**Work instructions**
Leaving out the pictures, retype all the material exactly.
○ ○ ○ ○
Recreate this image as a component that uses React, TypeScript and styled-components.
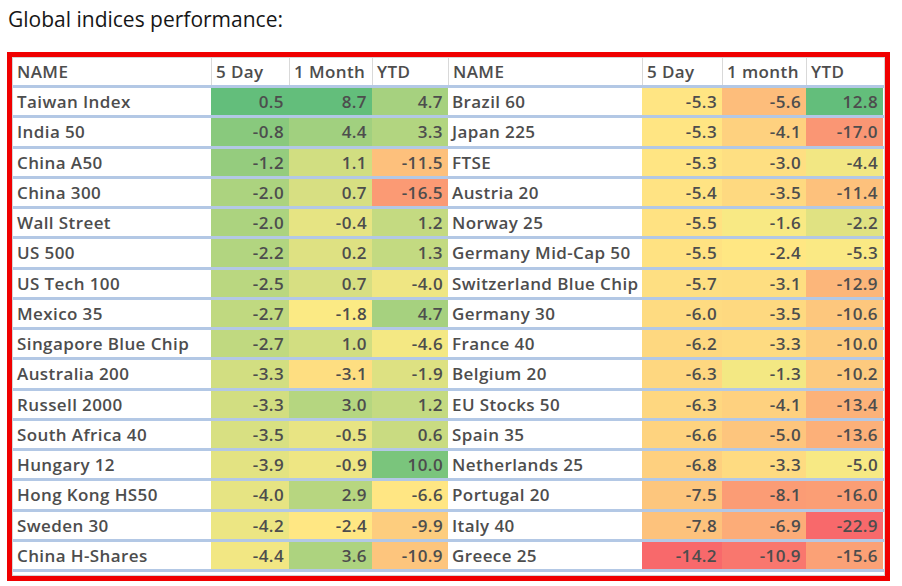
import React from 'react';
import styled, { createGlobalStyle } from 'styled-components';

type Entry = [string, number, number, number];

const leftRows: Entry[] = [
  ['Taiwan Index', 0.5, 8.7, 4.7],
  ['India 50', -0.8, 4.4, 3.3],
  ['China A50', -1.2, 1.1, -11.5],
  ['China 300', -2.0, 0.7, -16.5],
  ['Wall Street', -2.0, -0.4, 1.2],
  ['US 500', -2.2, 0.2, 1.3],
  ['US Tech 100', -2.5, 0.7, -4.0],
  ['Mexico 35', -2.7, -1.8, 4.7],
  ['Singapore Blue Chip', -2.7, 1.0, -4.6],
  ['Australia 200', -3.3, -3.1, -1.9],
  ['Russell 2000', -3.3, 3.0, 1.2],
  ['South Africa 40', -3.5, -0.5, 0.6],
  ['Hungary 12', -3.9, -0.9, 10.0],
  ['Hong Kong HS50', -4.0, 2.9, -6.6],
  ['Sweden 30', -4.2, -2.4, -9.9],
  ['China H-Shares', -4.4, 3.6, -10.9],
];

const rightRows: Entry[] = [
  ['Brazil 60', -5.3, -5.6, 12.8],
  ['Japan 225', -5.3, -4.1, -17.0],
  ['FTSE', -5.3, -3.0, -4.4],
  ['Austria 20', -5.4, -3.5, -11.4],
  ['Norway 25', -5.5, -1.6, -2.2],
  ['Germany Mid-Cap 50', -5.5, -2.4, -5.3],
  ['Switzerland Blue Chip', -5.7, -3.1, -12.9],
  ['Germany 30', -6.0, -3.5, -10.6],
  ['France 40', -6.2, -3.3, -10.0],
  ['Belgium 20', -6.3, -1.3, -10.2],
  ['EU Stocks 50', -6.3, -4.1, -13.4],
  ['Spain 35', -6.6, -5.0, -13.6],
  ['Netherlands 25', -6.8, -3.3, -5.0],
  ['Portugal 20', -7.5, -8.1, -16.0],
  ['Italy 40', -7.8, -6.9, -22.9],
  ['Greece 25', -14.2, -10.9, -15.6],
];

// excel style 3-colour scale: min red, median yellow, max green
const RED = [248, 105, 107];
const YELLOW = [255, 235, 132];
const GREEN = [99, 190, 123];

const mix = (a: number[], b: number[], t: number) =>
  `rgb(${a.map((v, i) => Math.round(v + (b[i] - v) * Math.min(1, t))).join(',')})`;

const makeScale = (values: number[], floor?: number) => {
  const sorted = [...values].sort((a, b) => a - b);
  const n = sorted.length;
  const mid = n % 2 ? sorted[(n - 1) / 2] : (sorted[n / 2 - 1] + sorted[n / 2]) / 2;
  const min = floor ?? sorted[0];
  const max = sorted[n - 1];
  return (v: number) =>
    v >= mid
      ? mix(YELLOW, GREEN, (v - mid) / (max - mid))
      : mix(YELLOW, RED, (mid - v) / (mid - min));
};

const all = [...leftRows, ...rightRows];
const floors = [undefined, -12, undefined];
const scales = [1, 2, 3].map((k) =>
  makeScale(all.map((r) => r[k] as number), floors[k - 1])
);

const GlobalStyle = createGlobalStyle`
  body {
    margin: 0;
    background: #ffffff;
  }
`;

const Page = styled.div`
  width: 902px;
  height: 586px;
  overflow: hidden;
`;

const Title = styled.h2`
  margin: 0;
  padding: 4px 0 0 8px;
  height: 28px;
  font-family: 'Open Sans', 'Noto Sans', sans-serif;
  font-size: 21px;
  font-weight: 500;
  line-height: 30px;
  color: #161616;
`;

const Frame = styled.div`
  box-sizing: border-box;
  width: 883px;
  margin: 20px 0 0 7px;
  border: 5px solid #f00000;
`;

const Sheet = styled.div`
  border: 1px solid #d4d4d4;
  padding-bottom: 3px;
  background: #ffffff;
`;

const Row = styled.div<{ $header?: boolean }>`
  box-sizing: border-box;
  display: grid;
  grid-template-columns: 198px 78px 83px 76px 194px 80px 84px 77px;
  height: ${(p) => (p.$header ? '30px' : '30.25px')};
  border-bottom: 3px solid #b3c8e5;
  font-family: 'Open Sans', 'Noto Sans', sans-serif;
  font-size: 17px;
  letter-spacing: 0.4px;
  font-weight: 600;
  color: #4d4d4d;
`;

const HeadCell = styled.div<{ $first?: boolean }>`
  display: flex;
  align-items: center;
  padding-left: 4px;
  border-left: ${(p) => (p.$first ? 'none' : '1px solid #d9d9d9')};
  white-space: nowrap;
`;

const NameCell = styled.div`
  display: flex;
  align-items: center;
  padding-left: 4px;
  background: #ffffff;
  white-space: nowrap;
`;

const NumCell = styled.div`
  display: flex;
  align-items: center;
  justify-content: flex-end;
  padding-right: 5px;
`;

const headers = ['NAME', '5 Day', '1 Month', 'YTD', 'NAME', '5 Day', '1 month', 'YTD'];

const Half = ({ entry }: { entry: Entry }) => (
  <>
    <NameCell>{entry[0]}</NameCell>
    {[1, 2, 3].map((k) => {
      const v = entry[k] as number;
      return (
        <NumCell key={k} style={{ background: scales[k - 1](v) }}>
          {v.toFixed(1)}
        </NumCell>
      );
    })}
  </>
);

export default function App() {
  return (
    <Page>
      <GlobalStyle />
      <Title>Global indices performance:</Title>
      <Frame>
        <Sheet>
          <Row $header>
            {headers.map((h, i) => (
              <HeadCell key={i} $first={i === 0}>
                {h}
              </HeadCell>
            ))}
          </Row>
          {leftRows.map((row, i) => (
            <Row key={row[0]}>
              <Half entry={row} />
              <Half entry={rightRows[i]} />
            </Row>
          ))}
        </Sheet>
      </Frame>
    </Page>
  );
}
○ ○ ○ ○
**Task output**
Recreate this image as a component that uses React, TypeScript and styled-components.
import React from 'react';
import styled, { createGlobalStyle } from 'styled-components';

type Entry = [string, number, number, number];

const leftRows: Entry[] = [
  ['Taiwan Index', 0.5, 8.7, 4.7],
  ['India 50', -0.8, 4.4, 3.3],
  ['China A50', -1.2, 1.1, -11.5],
  ['China 300', -2.0, 0.7, -16.5],
  ['Wall Street', -2.0, -0.4, 1.2],
  ['US 500', -2.2, 0.2, 1.3],
  ['US Tech 100', -2.5, 0.7, -4.0],
  ['Mexico 35', -2.7, -1.8, 4.7],
  ['Singapore Blue Chip', -2.7, 1.0, -4.6],
  ['Australia 200', -3.3, -3.1, -1.9],
  ['Russell 2000', -3.3, 3.0, 1.2],
  ['South Africa 40', -3.5, -0.5, 0.6],
  ['Hungary 12', -3.9, -0.9, 10.0],
  ['Hong Kong HS50', -4.0, 2.9, -6.6],
  ['Sweden 30', -4.2, -2.4, -9.9],
  ['China H-Shares', -4.4, 3.6, -10.9],
];

const rightRows: Entry[] = [
  ['Brazil 60', -5.3, -5.6, 12.8],
  ['Japan 225', -5.3, -4.1, -17.0],
  ['FTSE', -5.3, -3.0, -4.4],
  ['Austria 20', -5.4, -3.5, -11.4],
  ['Norway 25', -5.5, -1.6, -2.2],
  ['Germany Mid-Cap 50', -5.5, -2.4, -5.3],
  ['Switzerland Blue Chip', -5.7, -3.1, -12.9],
  ['Germany 30', -6.0, -3.5, -10.6],
  ['France 40', -6.2, -3.3, -10.0],
  ['Belgium 20', -6.3, -1.3, -10.2],
  ['EU Stocks 50', -6.3, -4.1, -13.4],
  ['Spain 35', -6.6, -5.0, -13.6],
  ['Netherlands 25', -6.8, -3.3, -5.0],
  ['Portugal 20', -7.5, -8.1, -16.0],
  ['Italy 40', -7.8, -6.9, -22.9],
  ['Greece 25', -14.2, -10.9, -15.6],
];

// excel style 3-colour scale: min red, median yellow, max green
const RED = [248, 105, 107];
const YELLOW = [255, 235, 132];
const GREEN = [99, 190, 123];

const mix = (a: number[], b: number[], t: number) =>
  `rgb(${a.map((v, i) => Math.round(v + (b[i] - v) * Math.min(1, t))).join(',')})`;

const makeScale = (values: number[], floor?: number) => {
  const sorted = [...values].sort((a, b) => a - b);
  const n = sorted.length;
  const mid = n % 2 ? sorted[(n - 1) / 2] : (sorted[n / 2 - 1] + sorted[n / 2]) / 2;
  const min = floor ?? sorted[0];
  const max = sorted[n - 1];
  return (v: number) =>
    v >= mid
      ? mix(YELLOW, GREEN, (v - mid) / (max - mid))
      : mix(YELLOW, RED, (mid - v) / (mid - min));
};

const all = [...leftRows, ...rightRows];
const floors = [undefined, -12, undefined];
const scales = [1, 2, 3].map((k) =>
  makeScale(all.map((r) => r[k] as number), floors[k - 1])
);

const GlobalStyle = createGlobalStyle`
  body {
    margin: 0;
    background: #ffffff;
  }
`;

const Page = styled.div`
  width: 902px;
  height: 586px;
  overflow: hidden;
`;

const Title = styled.h2`
  margin: 0;
  padding: 4px 0 0 8px;
  height: 28px;
  font-family: 'Open Sans', 'Noto Sans', sans-serif;
  font-size: 21px;
  font-weight: 500;
  line-height: 30px;
  color: #161616;
`;

const Frame = styled.div`
  box-sizing: border-box;
  width: 883px;
  margin: 20px 0 0 7px;
  border: 5px solid #f00000;
`;

const Sheet = styled.div`
  border: 1px solid #d4d4d4;
  padding-bottom: 3px;
  background: #ffffff;
`;

const Row = styled.div<{ $header?: boolean }>`
  box-sizing: border-box;
  display: grid;
  grid-template-columns: 198px 78px 83px 76px 194px 80px 84px 77px;
  height: ${(p) => (p.$header ? '30px' : '30.25px')};
  border-bottom: 3px solid #b3c8e5;
  font-family: 'Open Sans', 'Noto Sans', sans-serif;
  font-size: 17px;
  letter-spacing: 0.4px;
  font-weight: 600;
  color: #4d4d4d;
`;

const HeadCell = styled.div<{ $first?: boolean }>`
  display: flex;
  align-items: center;
  padding-left: 4px;
  border-left: ${(p) => (p.$first ? 'none' : '1px solid #d9d9d9')};
  white-space: nowrap;
`;

const NameCell = styled.div`
  display: flex;
  align-items: center;
  padding-left: 4px;
  background: #ffffff;
  white-space: nowrap;
`;

const NumCell = styled.div`
  display: flex;
  align-items: center;
  justify-content: flex-end;
  padding-right: 5px;
`;

const headers = ['NAME', '5 Day', '1 Month', 'YTD', 'NAME', '5 Day', '1 month', 'YTD'];

const Half = ({ entry }: { entry: Entry }) => (
  <>
    <NameCell>{entry[0]}</NameCell>
    {[1, 2, 3].map((k) => {
      const v = entry[k] as number;
      return (
        <NumCell key={k} style={{ background: scales[k - 1](v) }}>
          {v.toFixed(1)}
        </NumCell>
      );
    })}
  </>
);

export default function App() {
  return (
    <Page>
      <GlobalStyle />
      <Title>Global indices performance:</Title>
      <Frame>
        <Sheet>
          <Row $header>
            {headers.map((h, i) => (
              <HeadCell key={i} $first={i === 0}>
                {h}
              </HeadCell>
            ))}
          </Row>
          {leftRows.map((row, i) => (
            <Row key={row[0]}>
              <Half entry={row} />
              <Half entry={rightRows[i]} />
            </Row>
          ))}
        </Sheet>
      </Frame>
    </Page>
  );
}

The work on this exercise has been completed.